All of which makes the prospect of online voting problematic. The key issue is making sure that everyone can verify their identity before voting – and yet stay anonymous – while hackers and other cybercriminals can’t wreck the system.
As David Emm, from web security firm Kaspersky, told UK paper, the Daily Mirror: ‘There’s the issue of somebody being tricked into a site that isn’t the legitimate online voting site – which is ‘phishing’ pure and simple. Looped in to that is that if someone’s credentials are compromised then another person can vote on their behalf through a man-in-the-middle attack.’
And yet, as the drumbeat for Internet and mobile voting grows, it is inevitable that systems with enough password security will eventually be devised. For this to be a fully secure process however, we must first improve our own password practices, making sure that our passwords are suitably strong, so they provide the necessary security and anonymity for such an important process. This golden rule must apply to system administrators and voters alike – after all there cannot be a weak link in such an important system.

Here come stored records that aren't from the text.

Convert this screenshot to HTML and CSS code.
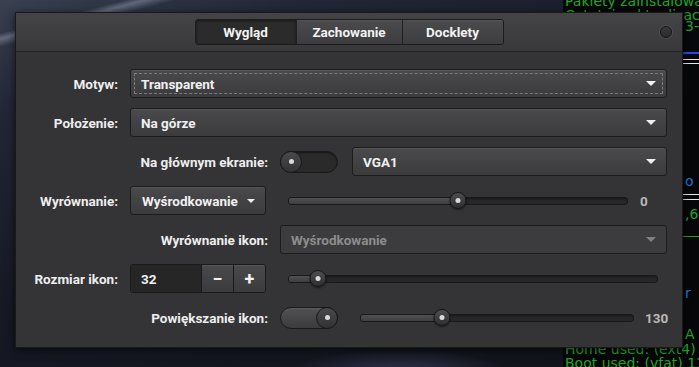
FILE: index.html
```html
<!DOCTYPE html>
<html lang="pl">
    <head>
        <meta charset="UTF-8" />
        <meta name="viewport" content="width=device-width, initial-scale=1.0" />
        <title>Ustawienia doku</title>
        <link rel="stylesheet" href="styles.css">
    </head>
    <body>
        <div id="desktop">
            <!-- conky na pulpicie, w większości zasłonięty oknem -->
            <div id="conky">
                <div class="c-line c-first">Pakiety zainstalowane: 1647</div>
                <div class="c-line">Ostatnia aktualizacja:</div>
                <div class="c-line c-edge c-date">3-12-01</div>
                <div class="c-rule blue r1"></div>
                <div class="c-rule white r2"></div>
                <div class="c-rule white r3"></div>
                <div class="c-line c-edge c-info">o</div>
                <div class="c-rule white r4"></div>
                <div class="c-rule white r5"></div>
                <div class="c-line c-edge c-num">,68</div>
                <div class="c-rule green r6"></div>
                <div class="c-line c-edge c-info2">r</div>
                <div class="c-line c-edge c-hdd">A HDD</div>
                <div class="c-line c-home">Home used: (ext4) 12%</div>
                <div class="c-line">Boot used: (vfat) 11%</div>
            </div>

            <div id="dialog">
                <div class="titlebar">
                    <div></div>
                    <div class="tabs">
                        <span class="tab active">Wygląd</span>
                        <span class="tab wide">Zachowanie</span>
                        <span class="tab">Docklety</span>
                    </div>
                    <span class="close"></span>
                </div>

                <div class="form">
                    <div class="row">
                        <span class="lbl">Motyw:</span>
                        <div class="combo focus"><span>Transparent</span><i class="arrow"></i></div>
                    </div>
                    <div class="row">
                        <span class="lbl">Położenie:</span>
                        <div class="combo"><span>Na górze</span><i class="arrow"></i></div>
                    </div>
                    <div class="row">
                        <span class="lbl sub">Na głównym ekranie:</span>
                        <div class="switch"><span class="knob"></span></div>
                        <div class="combo screen"><span>VGA1</span><i class="arrow"></i></div>
                    </div>
                    <div class="row">
                        <span class="lbl">Wyrównanie:</span>
                        <div class="button"><span>Wyśrodkowanie</span><i class="arrow small"></i></div>
                        <div class="slider">
                            <div class="track"><div class="fill" style="width: 50%"></div></div>
                            <span class="thumb" style="left: 50%"></span>
                        </div>
                        <span class="value">0</span>
                    </div>
                    <div class="row">
                        <span class="lbl sub">Wyrównanie ikon:</span>
                        <div class="combo disabled"><span>Wyśrodkowanie</span><i class="arrow"></i></div>
                    </div>
                    <div class="row">
                        <span class="lbl">Rozmiar ikon:</span>
                        <div class="spin">
                            <span class="field">32</span>
                            <span class="step">&minus;</span>
                            <span class="step">+</span>
                        </div>
                        <div class="slider size">
                            <div class="track"><div class="fill" style="width: 8%"></div></div>
                            <span class="thumb" style="left: 8%"></span>
                        </div>
                    </div>
                    <div class="row">
                        <span class="lbl sub">Powiększanie ikon:</span>
                        <div class="switch on"><span class="knob"></span></div>
                        <div class="slider">
                            <div class="track"><div class="fill" style="width: 30%"></div></div>
                            <span class="thumb" style="left: 30%"></span>
                        </div>
                        <span class="value zoom">130</span>
                    </div>
                </div>
            </div>
        </div>
    </body>
</html>
```

FILE: styles.css
```css
body {
    margin: 0;
    font-family: Roboto, "Liberation Sans", sans-serif;
}

#desktop {
    position: relative;
    width: 699px;
    height: 367px;
    box-sizing: border-box;
    padding: 12px 0 0 15px;
    overflow: hidden;
    background:
        radial-gradient(ellipse 110px 22px at 400px 372px, #30344c 0%, rgba(48, 52, 76, 0) 100%),
        linear-gradient(165deg, transparent 6%, rgba(190, 200, 225, 0.35) 7%, transparent 8.5%),
        linear-gradient(160deg, #3a4050 0%, #222636 18%, #161924 50%, #101219 100%);
}

/* conky */
#conky {
    position: absolute;
    left: 563px;
    top: 0;
    width: 136px;
    height: 367px;
    background: rgba(6, 7, 9, 0.92);
    color: #22a424;
    font-family: "DejaVu Sans", sans-serif;
    font-size: 14px;
    line-height: 14px;
    white-space: nowrap;
    overflow: hidden;
}

.c-line {
    height: 14px;
    padding-left: 2px;
}

.c-first { margin-top: -6px; }
.c-edge { padding-left: 122px; }
.c-date { margin-top: -3px; }
.c-info { margin-top: 110px; color: #1b78d0; }
.c-num { margin-top: 7px; }
.c-info2 { margin-top: 49px; color: #1b78d0; }
.c-hdd { margin-top: 27px; }
.c-home { margin-top: 1px; }

.c-rule { height: 1px; }
.c-rule.blue { background: #2344ff; height: 2px; }
.c-rule.white { background: #e8e8e8; }
.c-rule.green { background: #22a424; }
.r1 { margin-top: 19px; }
.r2 { margin-top: 5px; }
.r3 { margin-top: 3px; }
.r4 { margin-top: 6px; }
.r5 { margin-top: 4px; }
.r6 { margin-top: 15px; }

/* okno */
#dialog {
    position: relative;
    width: 668px;
    height: 336px;
    box-sizing: border-box;
    border: 1px solid #19191a;
    background: #343436;
    box-shadow: 0 2px 8px rgba(0, 0, 0, 0.6);
    color: #eeeeee;
    font-size: 13.5px;
    font-weight: 700;
}

.titlebar {
    height: 38px;
    border-bottom: 1px solid #222223;
    display: grid;
    grid-template-columns: 1fr auto 1fr;
    align-items: center;
    background: linear-gradient(#444446, #39393b);
}

.tabs {
    display: flex;
    height: 26px;
    box-sizing: border-box;
    border: 1px solid #1b1b1c;
    border-radius: 3px;
    overflow: hidden;
}

.tab {
    width: 100px;
    line-height: 24px;
    text-align: center;
    color: #f2f2f2;
    background: linear-gradient(#4b4b4d, #3d3d3f);
    box-shadow: inset 0 1px 0 rgba(255, 255, 255, 0.06);
}

.tab + .tab {
    border-left: 1px solid #1f1f20;
}

.tab.wide {
    width: 105px;
}

.tab.active {
    background: #2b2b2c;
    box-shadow: inset 0 1px 3px rgba(0, 0, 0, 0.5);
}

.close {
    justify-self: end;
    margin-right: 10px;
    width: 12px;
    height: 12px;
    box-sizing: border-box;
    border-radius: 50%;
    border: 1px solid #141415;
    background: linear-gradient(#3a3a3c, #2a2a2b);
    box-shadow: 0 0 0 1px rgba(255, 255, 255, 0.08);
}

.form {
    display: flex;
    flex-direction: column;
    gap: 10px;
    padding: 17px 15px 0 0;
}

.row {
    display: flex;
    align-items: center;
    height: 29px;
}

.lbl {
    flex: none;
    width: 102px;
    margin-right: 12px;
    text-align: right;
    white-space: nowrap;
}

.lbl.sub {
    width: 252px;
}

.combo,
.button {
    height: 29px;
    box-sizing: border-box;
    border: 1px solid #1c1c1d;
    border-radius: 3px;
    background: linear-gradient(#4a4a4c, #3b3b3d);
    box-shadow: inset 0 1px 0 rgba(255, 255, 255, 0.07);
    display: flex;
    align-items: center;
    color: #f0f0f0;
}

.combo {
    flex: 1;
    position: relative;
    justify-content: space-between;
    padding: 0 10px 0 10px;
}

.combo.focus::after {
    content: "";
    position: absolute;
    top: 3px;
    left: 3px;
    right: 3px;
    bottom: 3px;
    border: 1px dashed #7a7a7a;
}

.combo.screen {
    margin-left: 14px;
}

.combo.disabled {
    background: #3c3c3e;
    box-shadow: none;
    color: #8d8d8d;
}

.arrow {
    width: 0;
    height: 0;
    border-left: 5px solid transparent;
    border-right: 5px solid transparent;
    border-top: 5px solid #f0f0f0;
}

.combo.disabled .arrow {
    border-top-color: #808080;
}

.arrow.small {
    border-left-width: 4px;
    border-right-width: 4px;
    border-top-width: 4px;
}

.button {
    flex: none;
    width: 136px;
    padding-left: 11px;
    gap: 9px;
}

/* przełącznik */
.switch {
    flex: none;
    width: 58px;
    height: 22px;
    box-sizing: border-box;
    border: 1px solid #19191a;
    border-radius: 11px;
    background: #2a2a2b;
    box-shadow: inset 0 1px 2px rgba(0, 0, 0, 0.5);
    display: flex;
    align-items: center;
}

.switch.on {
    justify-content: flex-end;
    background: linear-gradient(#515153, #3b3b3d);
    box-shadow: inset 0 1px 0 rgba(255, 255, 255, 0.06);
}

.knob {
    width: 22px;
    height: 22px;
    margin: -1px;
    box-sizing: border-box;
    border: 1px solid #18181a;
    border-radius: 50%;
    background: linear-gradient(#4a4a4c, #323234);
    display: flex;
    align-items: center;
    justify-content: center;
}

.knob::after,
.thumb::after {
    content: "";
    width: 5px;
    height: 5px;
    border-radius: 50%;
    background: #dadada;
}

/* suwak */
.slider {
    flex: 1;
    position: relative;
    height: 17px;
    margin-left: 22px;
    display: flex;
    align-items: center;
}

.slider.size {
    margin-right: 9px;
}

.track {
    width: 100%;
    height: 8px;
    box-sizing: border-box;
    border: 1px solid #19191a;
    border-radius: 3px;
    background: #27272a;
    box-shadow: inset 0 1px 2px rgba(0, 0, 0, 0.4);
    overflow: hidden;
}

.fill {
    height: 100%;
    background: linear-gradient(#505052, #3e3e40);
}

.thumb {
    position: absolute;
    top: 0;
    width: 17px;
    height: 17px;
    box-sizing: border-box;
    transform: translateX(-50%);
    border: 1px solid #161617;
    border-radius: 50%;
    background: linear-gradient(#4e4e50, #2e2e30);
    box-shadow: 0 1px 2px rgba(0, 0, 0, 0.5);
    display: flex;
    align-items: center;
    justify-content: center;
}

.value {
    flex: none;
    width: 27px;
    margin-left: 12px;
    color: #b9b9b9;
}

.value.zoom {
    width: 22px;
    margin-left: 11px;
}

/* pole liczbowe */
.spin {
    flex: none;
    display: flex;
    width: 136px;
    height: 29px;
    box-sizing: border-box;
    border: 1px solid #1a1a1b;
    border-radius: 3px;
    overflow: hidden;
}

.spin .field {
    flex: 1;
    display: flex;
    align-items: center;
    padding-left: 10px;
    background: #262627;
    color: #f0f0f0;
}

.spin .step {
    width: 31px;
    border-left: 1px solid #1a1a1b;
    background: linear-gradient(#4a4a4c, #3b3b3d);
    box-shadow: inset 0 1px 0 rgba(255, 255, 255, 0.07);
    color: #f4f4f4;
    font-size: 18px;
    line-height: 27px;
    text-align: center;
}
```
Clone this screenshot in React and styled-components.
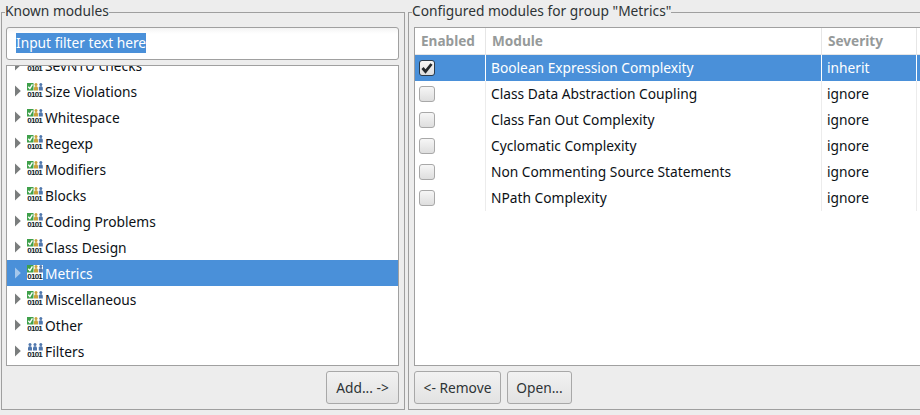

Let’s also remember, it’s not as if paper voting isn’t ‘hackable’ as well: this week it was reported that over 72,000 voting forms were stolen in London. So, the question is, when will we improve our password security?
In the UK, the Electoral Commission have already been set a deadline of the 2020 election for online voting to be in place – under the auspices of the newly-created Digital Democracy Commission, so the race is on to ensure the proper procedures are in place in the UK. Only time will tell if other countries follow.